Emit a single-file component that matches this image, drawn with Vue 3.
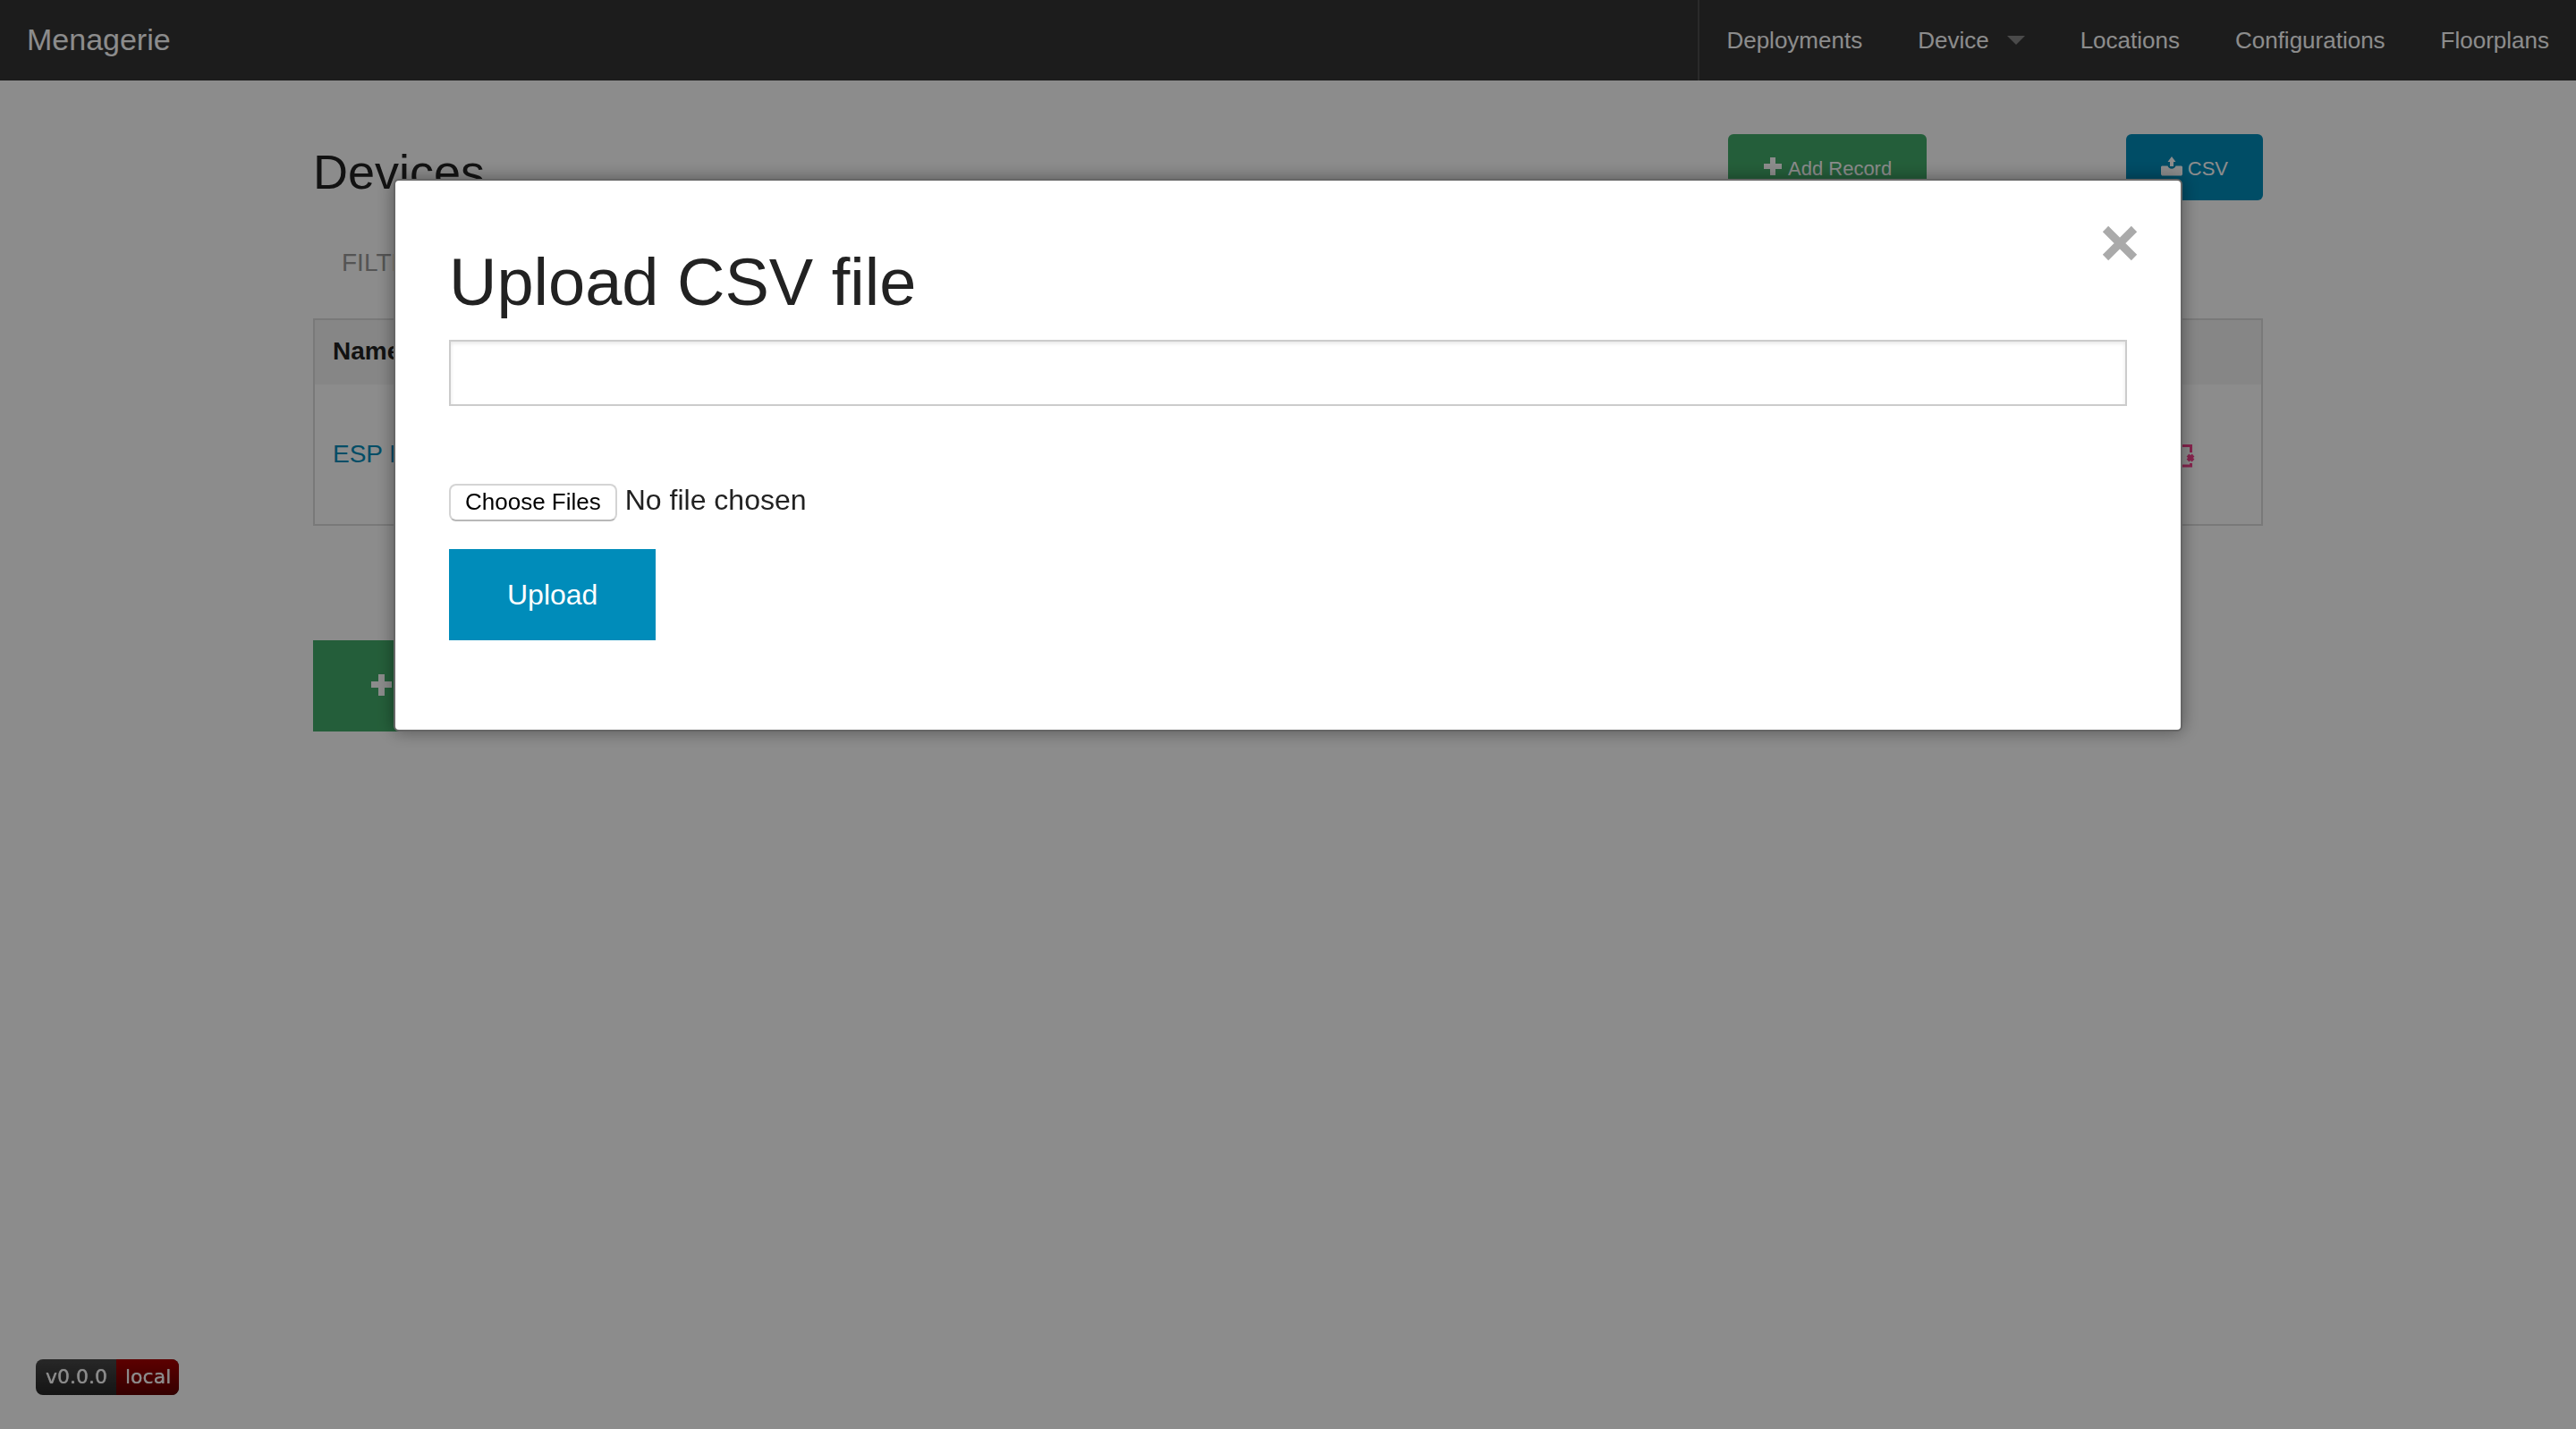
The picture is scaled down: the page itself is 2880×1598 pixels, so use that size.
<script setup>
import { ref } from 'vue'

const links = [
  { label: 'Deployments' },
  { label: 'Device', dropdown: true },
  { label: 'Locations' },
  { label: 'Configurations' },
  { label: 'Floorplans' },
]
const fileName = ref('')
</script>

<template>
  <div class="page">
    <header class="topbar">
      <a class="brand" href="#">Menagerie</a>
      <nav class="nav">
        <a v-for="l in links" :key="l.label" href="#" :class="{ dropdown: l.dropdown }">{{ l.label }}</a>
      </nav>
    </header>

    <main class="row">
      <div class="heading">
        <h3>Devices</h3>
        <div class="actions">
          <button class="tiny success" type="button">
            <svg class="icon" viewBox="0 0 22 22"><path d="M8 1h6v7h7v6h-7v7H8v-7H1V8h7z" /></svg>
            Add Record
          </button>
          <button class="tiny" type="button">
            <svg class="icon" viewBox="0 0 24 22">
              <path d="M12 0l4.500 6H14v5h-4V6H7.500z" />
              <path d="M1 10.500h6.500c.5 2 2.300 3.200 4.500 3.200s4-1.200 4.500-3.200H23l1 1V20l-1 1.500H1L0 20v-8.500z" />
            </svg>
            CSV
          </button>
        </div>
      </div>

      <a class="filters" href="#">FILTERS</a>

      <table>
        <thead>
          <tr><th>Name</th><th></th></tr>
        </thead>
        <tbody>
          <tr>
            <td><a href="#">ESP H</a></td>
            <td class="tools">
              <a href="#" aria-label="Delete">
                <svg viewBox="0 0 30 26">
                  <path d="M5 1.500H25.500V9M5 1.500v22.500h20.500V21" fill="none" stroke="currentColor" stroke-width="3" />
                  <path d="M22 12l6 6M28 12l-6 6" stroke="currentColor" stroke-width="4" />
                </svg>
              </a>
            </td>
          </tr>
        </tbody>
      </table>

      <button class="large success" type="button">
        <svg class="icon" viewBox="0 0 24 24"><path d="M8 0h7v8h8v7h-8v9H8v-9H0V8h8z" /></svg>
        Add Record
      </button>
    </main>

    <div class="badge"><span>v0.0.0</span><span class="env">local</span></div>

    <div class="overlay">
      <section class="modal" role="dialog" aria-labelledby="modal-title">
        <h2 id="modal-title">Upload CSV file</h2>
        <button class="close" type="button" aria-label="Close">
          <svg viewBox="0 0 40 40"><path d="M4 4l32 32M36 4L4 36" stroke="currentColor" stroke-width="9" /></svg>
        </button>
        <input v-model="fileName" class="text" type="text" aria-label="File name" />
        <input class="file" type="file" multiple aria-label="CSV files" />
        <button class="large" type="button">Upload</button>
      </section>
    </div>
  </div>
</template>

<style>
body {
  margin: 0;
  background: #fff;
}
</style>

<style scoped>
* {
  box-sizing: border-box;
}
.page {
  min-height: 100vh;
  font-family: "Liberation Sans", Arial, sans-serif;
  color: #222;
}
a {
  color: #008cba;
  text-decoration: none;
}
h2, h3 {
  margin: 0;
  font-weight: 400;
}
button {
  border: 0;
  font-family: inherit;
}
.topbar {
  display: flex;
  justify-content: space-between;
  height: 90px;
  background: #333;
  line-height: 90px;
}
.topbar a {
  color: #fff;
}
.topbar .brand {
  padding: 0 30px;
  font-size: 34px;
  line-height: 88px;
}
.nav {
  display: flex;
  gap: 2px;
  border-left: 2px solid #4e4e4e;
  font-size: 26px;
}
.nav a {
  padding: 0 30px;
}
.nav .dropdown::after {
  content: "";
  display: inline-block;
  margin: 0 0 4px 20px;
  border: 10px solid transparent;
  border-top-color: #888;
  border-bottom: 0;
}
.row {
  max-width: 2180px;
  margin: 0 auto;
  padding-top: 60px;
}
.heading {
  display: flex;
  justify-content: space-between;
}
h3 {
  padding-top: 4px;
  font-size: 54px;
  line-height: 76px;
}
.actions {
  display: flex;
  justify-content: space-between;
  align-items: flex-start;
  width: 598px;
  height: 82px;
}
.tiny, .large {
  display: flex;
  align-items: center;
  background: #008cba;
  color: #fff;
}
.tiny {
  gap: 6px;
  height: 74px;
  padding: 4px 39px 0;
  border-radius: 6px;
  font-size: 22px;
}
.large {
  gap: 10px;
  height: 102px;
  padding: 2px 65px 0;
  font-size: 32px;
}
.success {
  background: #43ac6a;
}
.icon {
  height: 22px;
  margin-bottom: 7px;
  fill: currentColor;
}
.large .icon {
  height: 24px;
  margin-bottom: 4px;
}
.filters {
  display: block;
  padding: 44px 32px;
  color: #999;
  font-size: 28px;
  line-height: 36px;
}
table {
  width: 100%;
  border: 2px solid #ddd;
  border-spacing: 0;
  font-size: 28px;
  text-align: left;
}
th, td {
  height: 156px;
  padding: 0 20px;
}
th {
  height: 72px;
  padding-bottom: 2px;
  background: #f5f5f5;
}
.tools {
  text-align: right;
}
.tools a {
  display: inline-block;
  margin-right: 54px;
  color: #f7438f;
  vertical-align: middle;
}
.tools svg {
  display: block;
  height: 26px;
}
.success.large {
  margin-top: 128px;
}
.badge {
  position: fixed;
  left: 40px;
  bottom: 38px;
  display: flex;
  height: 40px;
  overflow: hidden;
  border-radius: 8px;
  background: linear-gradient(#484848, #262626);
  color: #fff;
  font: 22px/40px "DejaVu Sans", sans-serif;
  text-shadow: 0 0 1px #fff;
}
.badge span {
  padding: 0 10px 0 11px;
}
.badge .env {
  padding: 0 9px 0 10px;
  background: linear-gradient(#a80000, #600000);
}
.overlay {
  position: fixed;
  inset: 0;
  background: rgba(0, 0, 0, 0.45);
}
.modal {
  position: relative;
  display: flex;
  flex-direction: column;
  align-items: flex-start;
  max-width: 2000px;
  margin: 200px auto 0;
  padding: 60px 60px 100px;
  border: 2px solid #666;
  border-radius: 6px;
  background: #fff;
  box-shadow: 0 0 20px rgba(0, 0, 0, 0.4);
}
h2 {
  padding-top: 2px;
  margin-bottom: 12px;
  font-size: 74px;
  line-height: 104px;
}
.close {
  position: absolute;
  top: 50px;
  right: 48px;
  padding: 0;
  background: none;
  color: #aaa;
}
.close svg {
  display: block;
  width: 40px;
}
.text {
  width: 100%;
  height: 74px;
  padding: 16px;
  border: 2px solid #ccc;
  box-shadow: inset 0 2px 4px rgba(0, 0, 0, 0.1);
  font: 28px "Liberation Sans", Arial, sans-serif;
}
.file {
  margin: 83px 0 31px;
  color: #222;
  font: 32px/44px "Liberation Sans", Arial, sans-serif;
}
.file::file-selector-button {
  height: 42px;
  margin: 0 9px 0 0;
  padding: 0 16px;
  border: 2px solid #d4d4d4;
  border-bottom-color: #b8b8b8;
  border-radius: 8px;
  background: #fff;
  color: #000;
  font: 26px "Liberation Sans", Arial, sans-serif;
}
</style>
_ _ _ _
-- REQUIREMENTS --
Repeat the material above word for word and skip every image in it.

-- THE RESULT --
Emit a single-file component that matches this image, drawn with Vue 3.
The picture is scaled down: the page itself is 2880×1598 pixels, so use that size.
<script setup>
import { ref } from 'vue'

const links = [
  { label: 'Deployments' },
  { label: 'Device', dropdown: true },
  { label: 'Locations' },
  { label: 'Configurations' },
  { label: 'Floorplans' },
]
const fileName = ref('')
</script>

<template>
  <div class="page">
    <header class="topbar">
      <a class="brand" href="#">Menagerie</a>
      <nav class="nav">
        <a v-for="l in links" :key="l.label" href="#" :class="{ dropdown: l.dropdown }">{{ l.label }}</a>
      </nav>
    </header>

    <main class="row">
      <div class="heading">
        <h3>Devices</h3>
        <div class="actions">
          <button class="tiny success" type="button">
            <svg class="icon" viewBox="0 0 22 22"><path d="M8 1h6v7h7v6h-7v7H8v-7H1V8h7z" /></svg>
            Add Record
          </button>
          <button class="tiny" type="button">
            <svg class="icon" viewBox="0 0 24 22">
              <path d="M12 0l4.500 6H14v5h-4V6H7.500z" />
              <path d="M1 10.500h6.500c.5 2 2.300 3.200 4.500 3.200s4-1.200 4.500-3.200H23l1 1V20l-1 1.500H1L0 20v-8.500z" />
            </svg>
            CSV
          </button>
        </div>
      </div>

      <a class="filters" href="#">FILTERS</a>

      <table>
        <thead>
          <tr><th>Name</th><th></th></tr>
        </thead>
        <tbody>
          <tr>
            <td><a href="#">ESP H</a></td>
            <td class="tools">
              <a href="#" aria-label="Delete">
                <svg viewBox="0 0 30 26">
                  <path d="M5 1.500H25.500V9M5 1.500v22.500h20.500V21" fill="none" stroke="currentColor" stroke-width="3" />
                  <path d="M22 12l6 6M28 12l-6 6" stroke="currentColor" stroke-width="4" />
                </svg>
              </a>
            </td>
          </tr>
        </tbody>
      </table>

      <button class="large success" type="button">
        <svg class="icon" viewBox="0 0 24 24"><path d="M8 0h7v8h8v7h-8v9H8v-9H0V8h8z" /></svg>
        Add Record
      </button>
    </main>

    <div class="badge"><span>v0.0.0</span><span class="env">local</span></div>

    <div class="overlay">
      <section class="modal" role="dialog" aria-labelledby="modal-title">
        <h2 id="modal-title">Upload CSV file</h2>
        <button class="close" type="button" aria-label="Close">
          <svg viewBox="0 0 40 40"><path d="M4 4l32 32M36 4L4 36" stroke="currentColor" stroke-width="9" /></svg>
        </button>
        <input v-model="fileName" class="text" type="text" aria-label="File name" />
        <input class="file" type="file" multiple aria-label="CSV files" />
        <button class="large" type="button">Upload</button>
      </section>
    </div>
  </div>
</template>

<style>
body {
  margin: 0;
  background: #fff;
}
</style>

<style scoped>
* {
  box-sizing: border-box;
}
.page {
  min-height: 100vh;
  font-family: "Liberation Sans", Arial, sans-serif;
  color: #222;
}
a {
  color: #008cba;
  text-decoration: none;
}
h2, h3 {
  margin: 0;
  font-weight: 400;
}
button {
  border: 0;
  font-family: inherit;
}
.topbar {
  display: flex;
  justify-content: space-between;
  height: 90px;
  background: #333;
  line-height: 90px;
}
.topbar a {
  color: #fff;
}
.topbar .brand {
  padding: 0 30px;
  font-size: 34px;
  line-height: 88px;
}
.nav {
  display: flex;
  gap: 2px;
  border-left: 2px solid #4e4e4e;
  font-size: 26px;
}
.nav a {
  padding: 0 30px;
}
.nav .dropdown::after {
  content: "";
  display: inline-block;
  margin: 0 0 4px 20px;
  border: 10px solid transparent;
  border-top-color: #888;
  border-bottom: 0;
}
.row {
  max-width: 2180px;
  margin: 0 auto;
  padding-top: 60px;
}
.heading {
  display: flex;
  justify-content: space-between;
}
h3 {
  padding-top: 4px;
  font-size: 54px;
  line-height: 76px;
}
.actions {
  display: flex;
  justify-content: space-between;
  align-items: flex-start;
  width: 598px;
  height: 82px;
}
.tiny, .large {
  display: flex;
  align-items: center;
  background: #008cba;
  color: #fff;
}
.tiny {
  gap: 6px;
  height: 74px;
  padding: 4px 39px 0;
  border-radius: 6px;
  font-size: 22px;
}
.large {
  gap: 10px;
  height: 102px;
  padding: 2px 65px 0;
  font-size: 32px;
}
.success {
  background: #43ac6a;
}
.icon {
  height: 22px;
  margin-bottom: 7px;
  fill: currentColor;
}
.large .icon {
  height: 24px;
  margin-bottom: 4px;
}
.filters {
  display: block;
  padding: 44px 32px;
  color: #999;
  font-size: 28px;
  line-height: 36px;
}
table {
  width: 100%;
  border: 2px solid #ddd;
  border-spacing: 0;
  font-size: 28px;
  text-align: left;
}
th, td {
  height: 156px;
  padding: 0 20px;
}
th {
  height: 72px;
  padding-bottom: 2px;
  background: #f5f5f5;
}
.tools {
  text-align: right;
}
.tools a {
  display: inline-block;
  margin-right: 54px;
  color: #f7438f;
  vertical-align: middle;
}
.tools svg {
  display: block;
  height: 26px;
}
.success.large {
  margin-top: 128px;
}
.badge {
  position: fixed;
  left: 40px;
  bottom: 38px;
  display: flex;
  height: 40px;
  overflow: hidden;
  border-radius: 8px;
  background: linear-gradient(#484848, #262626);
  color: #fff;
  font: 22px/40px "DejaVu Sans", sans-serif;
  text-shadow: 0 0 1px #fff;
}
.badge span {
  padding: 0 10px 0 11px;
}
.badge .env {
  padding: 0 9px 0 10px;
  background: linear-gradient(#a80000, #600000);
}
.overlay {
  position: fixed;
  inset: 0;
  background: rgba(0, 0, 0, 0.45);
}
.modal {
  position: relative;
  display: flex;
  flex-direction: column;
  align-items: flex-start;
  max-width: 2000px;
  margin: 200px auto 0;
  padding: 60px 60px 100px;
  border: 2px solid #666;
  border-radius: 6px;
  background: #fff;
  box-shadow: 0 0 20px rgba(0, 0, 0, 0.4);
}
h2 {
  padding-top: 2px;
  margin-bottom: 12px;
  font-size: 74px;
  line-height: 104px;
}
.close {
  position: absolute;
  top: 50px;
  right: 48px;
  padding: 0;
  background: none;
  color: #aaa;
}
.close svg {
  display: block;
  width: 40px;
}
.text {
  width: 100%;
  height: 74px;
  padding: 16px;
  border: 2px solid #ccc;
  box-shadow: inset 0 2px 4px rgba(0, 0, 0, 0.1);
  font: 28px "Liberation Sans", Arial, sans-serif;
}
.file {
  margin: 83px 0 31px;
  color: #222;
  font: 32px/44px "Liberation Sans", Arial, sans-serif;
}
.file::file-selector-button {
  height: 42px;
  margin: 0 9px 0 0;
  padding: 0 16px;
  border: 2px solid #d4d4d4;
  border-bottom-color: #b8b8b8;
  border-radius: 8px;
  background: #fff;
  color: #000;
  font: 26px "Liberation Sans", Arial, sans-serif;
}
</style>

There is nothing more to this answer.